People who've kicked around in multiple careers are not necessarily that scattered, they just may have two focuses in different parts of their life.

I do take the point again about modelling the 18th century or even the 19th and early 20th where people stayed with employers for a lifetime. That ended at TL-8. And TL-9 makes the notion of a career even seem questionable (real world - gig economy).

I guess I'm not a Vilani. I grew up on Terra. I see the rates of change that are taking away long term static career choices and my own life has driven me to go through multiple notions of what my income should come from (I am going through one now) and that makes me feel like by the time I'm out, I'd have a spent terms in different schools, terms in software development, reserve time with the military (almost a 5 year commitment but I elected not to), and now possibly private business or re-education to another field.

So though I can see the 18th-early 20th century view of careers here (and that continued in the Vilani culture) but most on Terra now are living in job markets that the Vargr would get (fast shifting, dynamic). 

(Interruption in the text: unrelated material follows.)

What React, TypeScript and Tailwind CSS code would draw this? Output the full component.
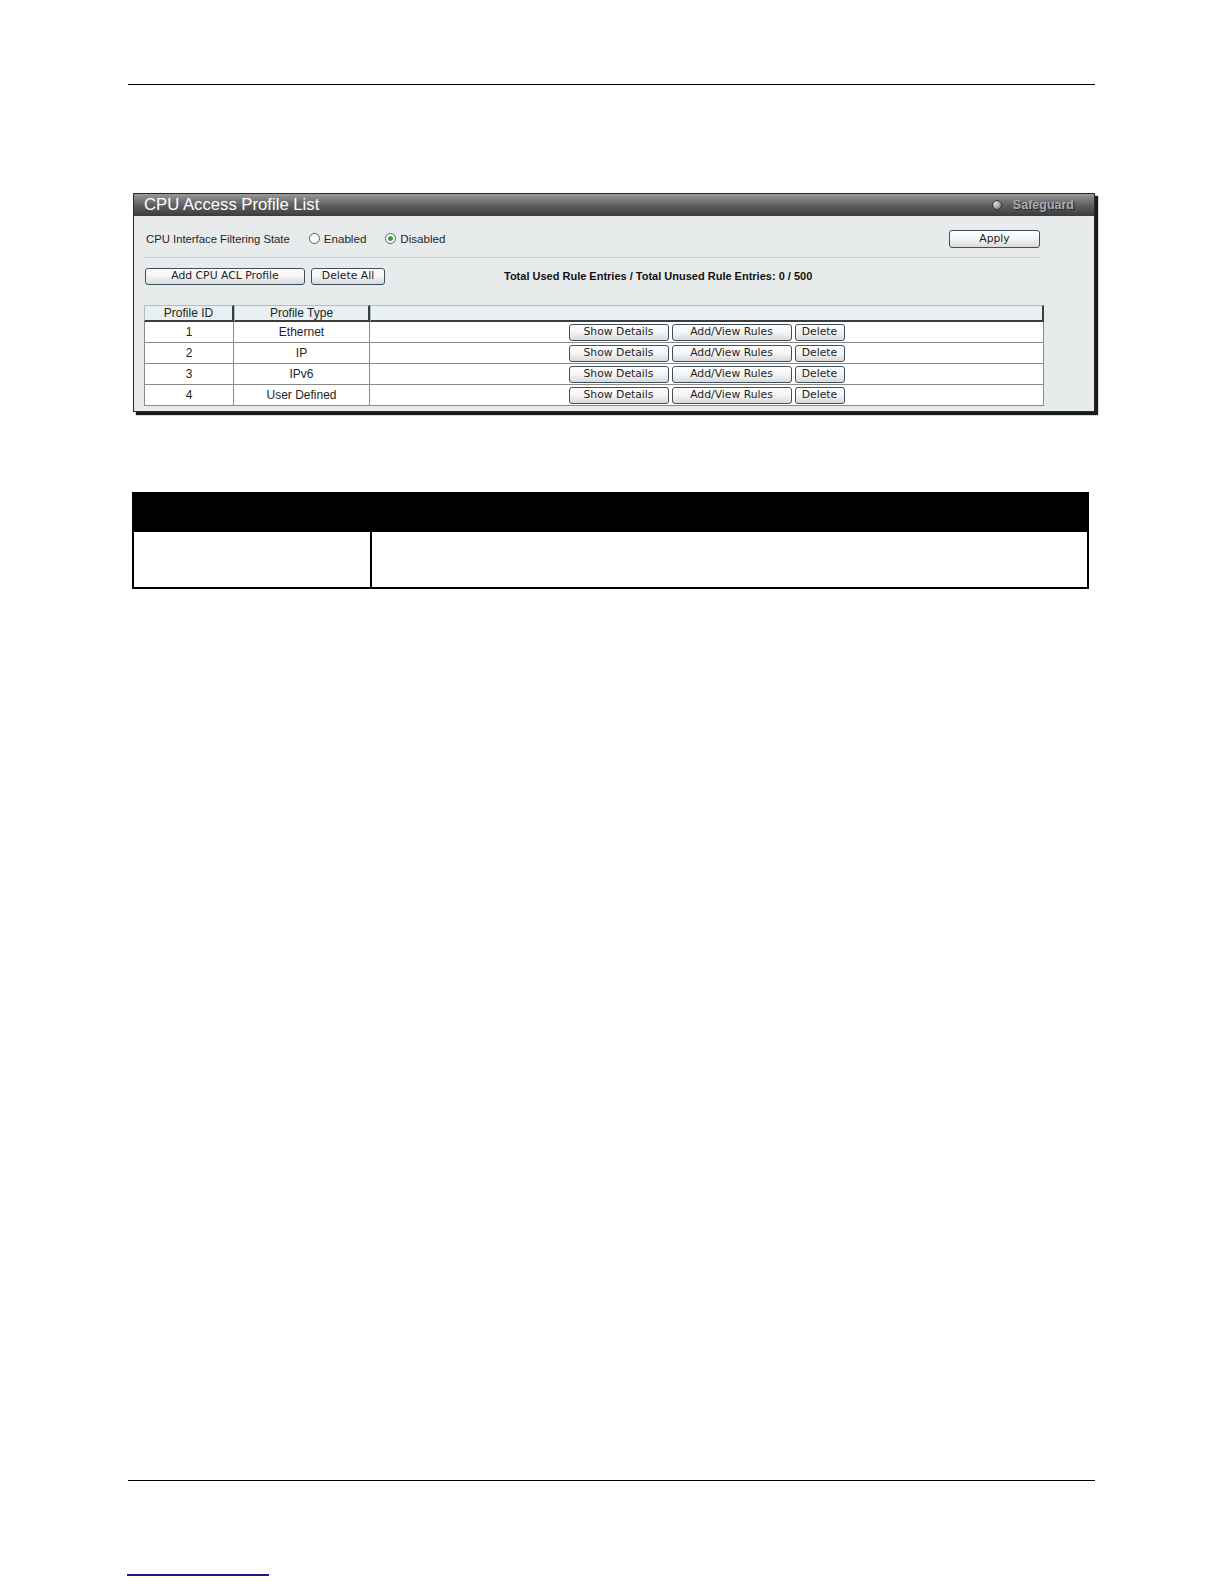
import type React from 'react';

const ROWS = [
  { id: '1', type: 'Ethernet' },
  { id: '2', type: 'IP' },
  { id: '3', type: 'IPv6' },
  { id: '4', type: 'User Defined' },
];

// Web UI push-button: white-to-gray gradient, thin slate border
function Btn({ className, children }: { className: string; children: React.ReactNode }) {
  return (
    <button
      className={`inline-flex items-center justify-center h-[17px] rounded-[3px] border border-[#3e4f5e] bg-linear-to-b from-white via-[#f4f4f4] to-[#d9d9d9] text-[10.8px] leading-none text-[#1e1e1e] font-['DejaVu_Sans',Verdana,sans-serif] ${className}`}
    >
      {children}
    </button>
  );
}

function Radio({ checked }: { checked?: boolean }) {
  return (
    <span className="inline-flex items-center justify-center w-[11px] h-[11px] rounded-full border border-[#5b5b5b] bg-white">
      {checked && <span className="w-[5px] h-[5px] rounded-full bg-[#3f9b3f]" />}
    </span>
  );
}

function Panel() {
  return (
    <div className="ml-[6px] w-[962px] border border-[#2a2a2a] shadow-[3px_3px_1px_#1c1c1c] bg-[#e8ebeb]">
      {/* Title bar */}
      <div className="h-[22px] flex items-center justify-between pl-[10px] pr-[20px] bg-linear-to-b from-[#9a9a9a] via-[#606060] to-[#3c3c3c]">
        <span className="text-white text-[16.7px] leading-none">CPU Access Profile List</span>
        <span className="flex items-center gap-[11px]">
          <span className="w-[10px] h-[10px] rounded-full border border-[#3a3a3a] bg-radial-[at_35%_35%] from-[#e0e0e0] to-[#6a6a6a]" />
          <span className="text-[12.5px] font-bold text-[#ababab] [text-shadow:1px_1px_0_#262626]">Safeguard</span>
        </span>
      </div>

      {/* Body */}
      <div className="pl-[10px] pr-[53px] pt-[14px] pb-[5px]">
        <div className="h-[18px] flex items-center text-[11.3px] text-[#1f1f1f]">
          <span className="ml-[2px]">CPU Interface Filtering State</span>
          <span className="ml-[19px] flex items-center gap-[4px] text-[11.6px]">
            <Radio />
            Enabled
          </span>
          <span className="ml-[19px] flex items-center gap-[4px] text-[11.6px]">
            <Radio checked />
            Disabled
          </span>
          <Btn className="ml-auto mr-[1px] w-[91px] h-[18px]">Apply</Btn>
        </div>

        <div className="mt-[9px] h-px bg-[#cdd1d1]" />

        <div className="mt-[10px] h-[17px] flex items-center">
          <Btn className="ml-[1px] w-[160px]">Add CPU ACL Profile</Btn>
          <Btn className="ml-[6px] w-[74px]">Delete All</Btn>
          <span className="ml-[119px] text-[11px] font-bold text-[#111]">
            Total Used Rule Entries / Total Unused Rule Entries: 0 / 500
          </span>
        </div>

        {/* Profile table */}
        <div className="mt-[20px] w-[900px] text-[12px] text-[#1f1f1f]">
          <div className="flex h-[17px]">
            <div className="w-[90px] flex items-center justify-center bg-[#e9f0f4] border-t border-l border-t-[#a9bdca] border-l-[#a9bdca] border-b-2 border-r-2 border-b-[#3c3c3c] border-r-[#3c3c3c]">
              Profile ID
            </div>
            <div className="w-[136px] flex items-center justify-center bg-[#e9f0f4] border-t border-l border-t-[#a9bdca] border-l-[#a9bdca] border-b-2 border-r-2 border-b-[#3c3c3c] border-r-[#3c3c3c]">
              Profile Type
            </div>
            <div className="flex-1 bg-[#e9f0f4] border-t border-l border-t-[#a9bdca] border-l-[#a9bdca] border-b-2 border-r-2 border-b-[#3c3c3c] border-r-[#3c3c3c]" />
          </div>
          {ROWS.map((r) => (
            <div key={r.id} className="flex h-[21px] bg-white border-b border-[#8a8a8a]">
              <div className="w-[90px] flex items-center justify-center border-l border-r border-[#8a8a8a]">{r.id}</div>
              <div className="w-[136px] flex items-center justify-center border-r border-[#8a8a8a]">{r.type}</div>
              <div className="flex-1 flex items-center justify-center gap-[3px] border-r border-[#8a8a8a]">
                <Btn className="w-[100px]">Show Details</Btn>
                <Btn className="w-[120px]">Add/View Rules</Btn>
                <Btn className="w-[50px]">Delete</Btn>
              </div>
            </div>
          ))}
        </div>
      </div>
    </div>
  );
}

export default function App() {
  return (
    <div className="w-[1224px] h-[1584px] bg-white font-['Liberation_Sans',Arial,sans-serif] pl-[127px] pt-[84px]">
      <div className="ml-[1px] w-[967px] h-px bg-black" />

      <div className="mt-[108px]">
        <Panel />
      </div>

      {/* Description table */}
      <div className="mt-[80px] ml-[5px] w-[957px] border-2 border-black">
        <div className="h-[38px] bg-black" />
        <div className="flex h-[55px]">
          <div className="w-[238px] border-r-2 border-black" />
          <div className="flex-1" />
        </div>
      </div>

      <div className="mt-[891px] ml-[1px] w-[967px] h-px bg-black" />

      <div className="mt-[93px] w-[142px] h-[2px] bg-[#1c1c8c]" />
    </div>
  );
}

Again, I wouldn't say a change to multiple career support needed to be there for all settings/campaigns, but I think it is a good feature for some.

TomB

On Wed, Oct 14, 2020 at 2:30 AM Rupert Boleyn <xxxxxx@gmail.com> wrote:


On 14Oct2020 1922, xxxxxx@gmail.com wrote:
>
>
> On Tue, Oct 13, 2020 at 4:27 PM <xxxxxx@quibell.org.uk
> <mailto:xxxxxx@quibell.org.uk>> wrote:
>
>     On Tue, Oct 13, 2020 at 1:54 PM Rupert Boleyn
>     <xxxxxx@gmail.com <mailto:xxxxxx@gmail.com>> wrote:
>
>
>
>         On 14Oct2020 0633, xxxxxx@gmail.com
>         <mailto:xxxxxx@gmail.com> wrote:
>
>         > One of my axes to grind (beyond the possible abuses of BPs)
>         is that  > I've yet to meet a basic MT generator that will let
>         me start an
>         spend > a term or two in a second career before play.
>         That's in houserule territory, so I'm not surprised. Taking a
>         second
>         career before play begins is a perk of being a Vargr.
>
>
> Likely, but it makes sense if you do a term in the military and then
> go into another career for 2 or 3 terms. It also would be sort of like
> going to schools or academies then a career. Most people go through at
> least 4 jobs in their life (of different sorts) apparently (last I
> heard).
>
> As a feature you could use if you wanted to, I'd rank it highly.
>
> When did this Perk come in for Vargr? MgT? Or back to CT Alien modules?

They've always had it. MgT let's everyone swap careers (so did TNE).

I've always assumed that CT/MT saw Imperial society as being like most
pre-20th century ones, where the vast majority of people followed one
career for their working life. Even soldiers used to sign up for 10-20
year stretches, and a great many kept on soldiering until they weren't
physically up to it any more.

PCs and other some Travellers were unusual because they changed their
career *once* (to traveller/general scum). This is not the 20th/21st
century west in space.

A guy who knocked around a lot, did this and that - he didn't have a
multitude of careers, but rather he took 'Other'. Later he probably took
Rogue. I wish Other had been a stronger career in the Book 1.